Rather than the Hyborean Age – explicitly based on mythologized
versions of real places - Moorcock’s world was far more alien. The
demons and monsters that lurked in forgotten places in Howard’s
work were much more present in the Young Kingdoms. The power of
magic was more open and explicit. Moorcock’s imaginings much more
resembled the kind of high-magic world envisioned by many modern
tabletop and computer games, with easy travel to and from alternate
dimensions, and the constant presence of demons and gods.
That,
in a nutshell, is a big part of what differentiates Moorcock’s work
from Howard’s, and is why the Elric stories kind of straddle the
line between S&S and genuine Epic Fantasy. In Howard’s world,
and in other pure S&S worlds, there is no built-in metaphysic: no
giant battle between good and evil. That kind of scale, and that
absolute moral aspect, is a hallmark of High Fantasy, and you see it
in the work of Tolkien as well as Moorcock (though he would hate the
comparison). Moorcock evaded neat morality by using “Law” and
“Chaos” as his proxies for good and evil, but as revolting as the
Lords of Chaos are depicted as being, the equivalency of Chaos with
Evil is inescapable.
If
Sword & Sorcery fiction is a kind of fantasy noir, with
characters existing in shades of moral gray, then the presence of
real, tangible gods or other powers handicaps that out of the gate
and makes it impossible to stick with. Moorcock kind of dealt with
this by having his character be torn between Law and Chaos, a servant
of chaos who did not really hold with their ideals.

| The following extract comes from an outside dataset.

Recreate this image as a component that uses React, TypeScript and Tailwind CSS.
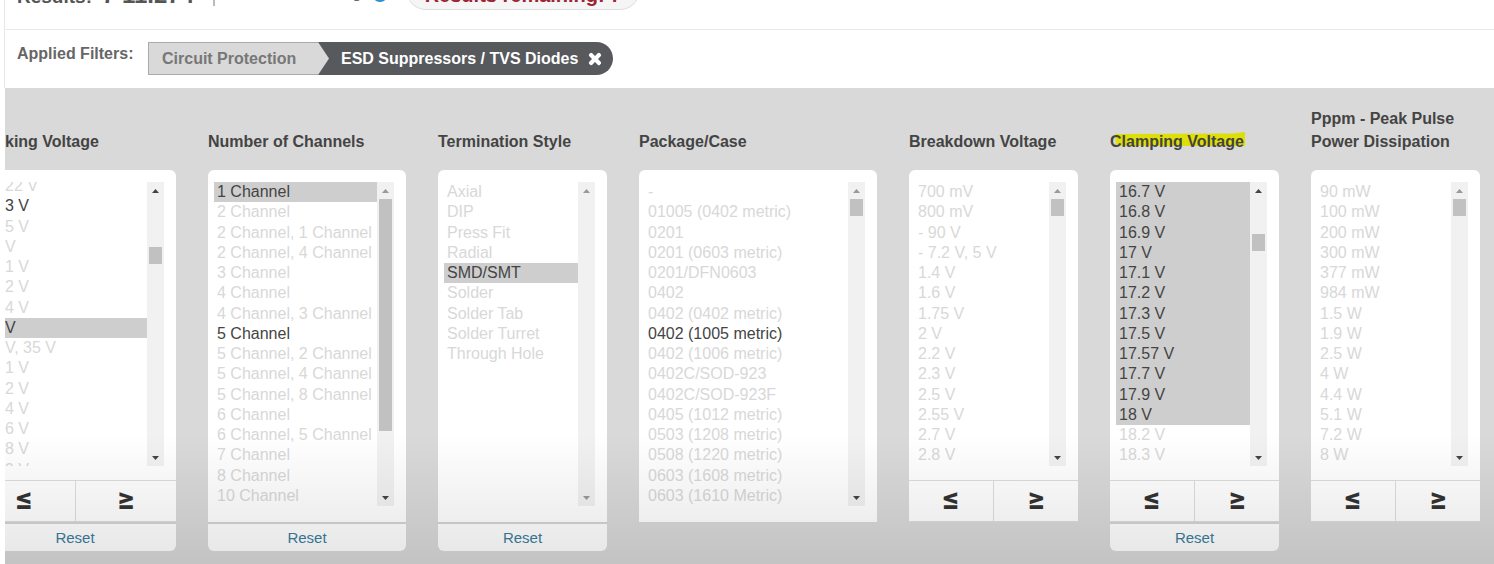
import { useEffect, useId, useRef } from "react";
import type { ReactNode } from "react";
import clsx from "clsx";
import { FaTimes } from "react-icons/fa";

type Filter = {
  title: string;
  highlighted?: boolean;
  width: string;
  options: string[];
  enabled?: string[];
  selected?: string[];
  rows: "short" | "tall";
  thumb?: string;
  atTop?: boolean;
  atEnd?: boolean;
  compare?: boolean;
  reset?: boolean;
  bleed?: boolean;
  scrolled?: number;
};

const clampSelected = [
  "16.7 V", "16.8 V", "16.9 V", "17 V", "17.1 V", "17.2 V",
  "17.3 V", "17.5 V", "17.57 V", "17.7 V", "17.9 V", "18 V",
];

const filters: Filter[] = [
  {
    title: "king Voltage",
    width: "w-[202px]",
    bleed: true,
    scrolled: 6,
    options: [
      "22 V", "3 V", "5 V", "V", "1 V", "2 V", "4 V", " V", "V, 35 V",
      "1 V ", "2 V ", "4 V ", "6 V", "8 V", "9 V",
    ],
    enabled: ["3 V"],
    selected: [" V"],
    rows: "short",
    thumb: "mt-[48px] h-[17px]",
    compare: true,
    reset: true,
  },
  {
    title: "Number of Channels",
    width: "w-[198px]",
    options: [
      "1 Channel", "2 Channel", "2 Channel, 1 Channel", "2 Channel, 4 Channel",
      "3 Channel", "4 Channel", "4 Channel, 3 Channel", "5 Channel",
      "5 Channel, 2 Channel", "5 Channel, 4 Channel", "5 Channel, 8 Channel",
      "6 Channel", "6 Channel, 5 Channel", "7 Channel", "8 Channel", "10 Channel",
    ],
    enabled: ["5 Channel"],
    selected: ["1 Channel"],
    rows: "tall",
    thumb: "h-[232px]",
    atTop: true,
    reset: true,
  },
  {
    title: "Termination Style",
    width: "w-[169px]",
    options: [
      "Axial", "DIP", "Press Fit", "Radial", "SMD/SMT",
      "Solder", "Solder Tab", "Solder Turret", "Through Hole",
    ],
    selected: ["SMD/SMT"],
    rows: "tall",
    atTop: true,
    atEnd: true,
    reset: true,
  },
  {
    title: "Package/Case",
    width: "w-[238px]",
    options: [
      "-", "01005 (0402 metric)", "0201", "0201 (0603 metric)", "0201/DFN0603",
      "0402", "0402 (0402 metric)", "0402 (1005 metric)", "0402 (1006 metric)",
      "0402C/SOD-923", "0402C/SOD-923F", "0405 (1012 metric)",
      "0503 (1208 metric)", "0508 (1220 metric)", "0603 (1608 metric)",
      "0603 (1610 Metric)",
    ],
    enabled: ["0402 (1005 metric)"],
    rows: "tall",
    thumb: "h-[17px]",
    atTop: true,
  },
  {
    title: "Breakdown Voltage",
    width: "w-[169px]",
    options: [
      "700 mV", "800 mV", "- 90 V", "- 7.2 V, 5 V", "1.4 V", "1.6 V", "1.75 V",
      "2 V", "2.2 V", "2.3 V", "2.5 V", "2.55 V", "2.7 V", "2.8 V",
    ],
    rows: "short",
    thumb: "h-[17px]",
    atTop: true,
    compare: true,
  },
  {
    title: "Clamping Voltage",
    highlighted: true,
    width: "w-[169px]",
    options: [...clampSelected, "18.2 V", "18.3 V"],
    selected: clampSelected,
    rows: "short",
    thumb: "mt-[35px] h-[17px]",
    compare: true,
    reset: true,
  },
  {
    title: "Pppm - Peak Pulse Power Dissipation",
    width: "w-[169px]",
    options: [
      "90 mW", "100 mW", "200 mW", "300 mW", "377 mW", "984 mW", "1.5 W",
      "1.9 W", "2.5 W", "4 W", "4.4 W", "5.1 W", "7.2 W", "8 W",
    ],
    rows: "short",
    thumb: "h-[17px]",
    atTop: true,
    compare: true,
  },
];

function Arrow({ down, dim }: { down?: boolean; dim?: boolean }) {
  return (
    <span className="flex h-[17px] items-center justify-center">
      <svg width="7" height="4" viewBox="0 0 7 4" className={dim ? "fill-[#999]" : "fill-[#444]"}>
        <path d={down ? "M0 0h7L3.5 4z" : "M0 4h7L3.5 0z"} />
      </svg>
    </span>
  );
}

function ScrollTrack({ filter }: { filter: Filter }) {
  return (
    <div className="flex w-[17px] shrink-0 flex-col bg-[#f1f1f1]" aria-hidden="true">
      <Arrow dim={filter.atTop} />
      <div className="flex-1 px-[2px]">
        {filter.thumb && <div className={clsx("bg-[#c1c1c1]", filter.thumb)} />}
      </div>
      <Arrow down dim={filter.atEnd} />
    </div>
  );
}

function CompareButton({ label, children }: { label: string; children: ReactNode }) {
  return (
    <button
      type="button"
      aria-label={label}
      className="flex h-10 flex-1 items-center justify-center bg-white pb-[6px] font-[Roboto,sans-serif] text-[31px] leading-none font-black text-[#333]"
    >
      {children}
    </button>
  );
}

function FilterColumn({ filter }: { filter: Filter }) {
  const id = useId();
  const list = useRef<HTMLSelectElement>(null);

  useEffect(() => {
    if (list.current && filter.scrolled) list.current.scrollTop = filter.scrolled;
  }, [filter.scrolled]);

  return (
    <div className={clsx("flex shrink-0 flex-col", filter.width)}>
      <label
        htmlFor={id}
        className={clsx(
          "flex h-[46px] items-end text-[16px] leading-[23px] font-bold text-[#444]",
          filter.bleed && "pl-[31px]",
        )}
      >
        <span className="relative isolate">
          {filter.highlighted && (
            <svg
              className="absolute top-0 left-1 -z-10 h-4 w-[132px]"
              viewBox="0 0 132 16"
              preserveAspectRatio="none"
              aria-hidden="true"
            >
              <path d="M1 4 118 3.5 131 2v14H2z" fill="#dede08" />
            </svg>
          )}
          {filter.title}
        </span>
      </label>

      <div className="mt-[17px] overflow-hidden rounded-t-md bg-white pt-3">
        <div
          className={clsx(
            "mr-3 ml-[6px] flex",
            filter.rows === "tall" ? "mb-4 h-[324px]" : "mb-[15px] h-[284px]",
          )}
        >
          <select
            ref={list}
            id={id}
            multiple
            defaultValue={filter.selected ?? []}
            className="h-full min-w-0 flex-1 overflow-y-auto border-0 bg-white p-0 text-[16px] text-[#444] outline-none [scrollbar-width:none]"
          >
            {filter.options.map((option) => {
              const active =
                filter.selected?.includes(option) || filter.enabled?.includes(option);
              return (
                <option
                  key={option}
                  value={option}
                  disabled={!active}
                  className={clsx(
                    "h-5 min-h-0 pt-px pr-0 pb-0 leading-5 nth-[4n+2]:h-[21px]",
                    filter.bleed ? "pl-[25px]" : "pl-[3px]",
                    active ? "text-[#444]" : "text-[#d8d8d8]",
                  )}
                >
                  {option.trim()}
                </option>
              );
            })}
          </select>
          <ScrollTrack filter={filter} />
        </div>
        {filter.compare && (
          <div className="-mt-px flex gap-px border-t border-[#ddd] bg-[#ddd] pb-px">
            <CompareButton label="Less than or equal">≤</CompareButton>
            <CompareButton label="Greater than or equal">≥</CompareButton>
          </div>
        )}
      </div>
      {filter.reset && (
        <button
          type="button"
          className="h-[29px] rounded-b-md border-t-2 border-[#d4d4d4] bg-white text-[15px] leading-[26px] text-[#3a7d9e]"
        >
          Reset
        </button>
      )}
    </div>
  );
}

export default function App() {
  return (
    <div className="flex min-h-screen flex-col overflow-hidden bg-white pl-1 font-['Liberation_Sans',Arial,sans-serif]">
      <header className="h-[30px] overflow-hidden border-b border-l border-[#e8e8e8]">
        <div className="-mt-[26px] flex h-9 items-end whitespace-nowrap">
          <div className="mb-1 ml-3 flex w-[198px] items-baseline gap-[10px] border-r-2 border-[#bbb] leading-[18px] font-bold text-[#555]">
            <span className="text-[19px]">Results:</span>
            <span className="text-[24px]">7 11.274</span>
          </div>
          <span className="ml-[42px] pb-[7px] text-[16px] leading-5 text-[#666]">Smart Filtering</span>
          <span className="mb-2 ml-[11px] size-4 rounded-full bg-[#2b8fd0]" />
          <div className="ml-[18px] flex h-10 w-[234px] shrink-0 items-end justify-center rounded-full border border-[#ddd] bg-[#f5f5f5] pb-[2px] text-[20px] leading-6 font-bold text-[#9c2433]">
            Results remaining: 7
          </div>
        </div>
      </header>

      <nav
        aria-label="Applied filters"
        className="flex h-[58px] items-start border-l border-[#e8e8e8] pt-3 pl-3 text-[16px] leading-6 font-bold"
      >
        <span className="w-[131px] text-[#666]">Applied Filters:</span>
        <div className="flex h-[33px] items-center overflow-hidden rounded-r-full bg-[#57595d]">
          <a
            href="#circuit-protection"
            className="flex h-full w-[170px] items-center border border-r-0 border-[#aaa] bg-[#d9d9d9] pl-[13px] text-[#777]"
          >
            Circuit Protection
          </a>
          <svg width="12" height="33" viewBox="0 0 12 33" aria-hidden="true">
            <path d="M0 0 11 16.5 0 33z" fill="#d9d9d9" />
          </svg>
          <span className="pl-[11px] whitespace-nowrap text-white">ESD Suppressors / TVS Diodes</span>
          <button type="button" aria-label="Remove filter" className="mr-[10px] ml-[9px] text-white">
            <FaTimes size={16} stroke="currentColor" strokeWidth={40} />
          </button>
        </div>
      </nav>

      <main className="relative ml-px flex-1 overflow-hidden bg-[#d9d9d9] pt-[19px] pb-3">
        <div className="-ml-[31px] flex items-start gap-8">
          {filters.map((filter) => (
            <FilterColumn key={filter.title} filter={filter} />
          ))}
        </div>
        <div className="pointer-events-none absolute inset-x-0 bottom-0 h-[130px] bg-linear-to-b from-transparent to-black/10" />
      </main>
    </div>
  );
}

If the Lords of
Chaos had not been so blatantly demonic, it might have really held
water as a moral question, as Law and Chaos can both be said to have
valid arguments for and against.
Moorcock’s
real contribution to the genre (aside from the fanzine argument that
prompted Leiber to name it) is his wider and more inventive world,
and his introduction of a tragic hero archetype that adds layers of
operatic drama to the essential formula of adventure and action.
Moorcock’s work was far more intellectually and philosophically
complex than the old pulp tales, and he brought the whole genre out
of the old days and helped bring it to a wider new audience as part
of the new wave in the 60s – an audience that keeps growing and
evolving today.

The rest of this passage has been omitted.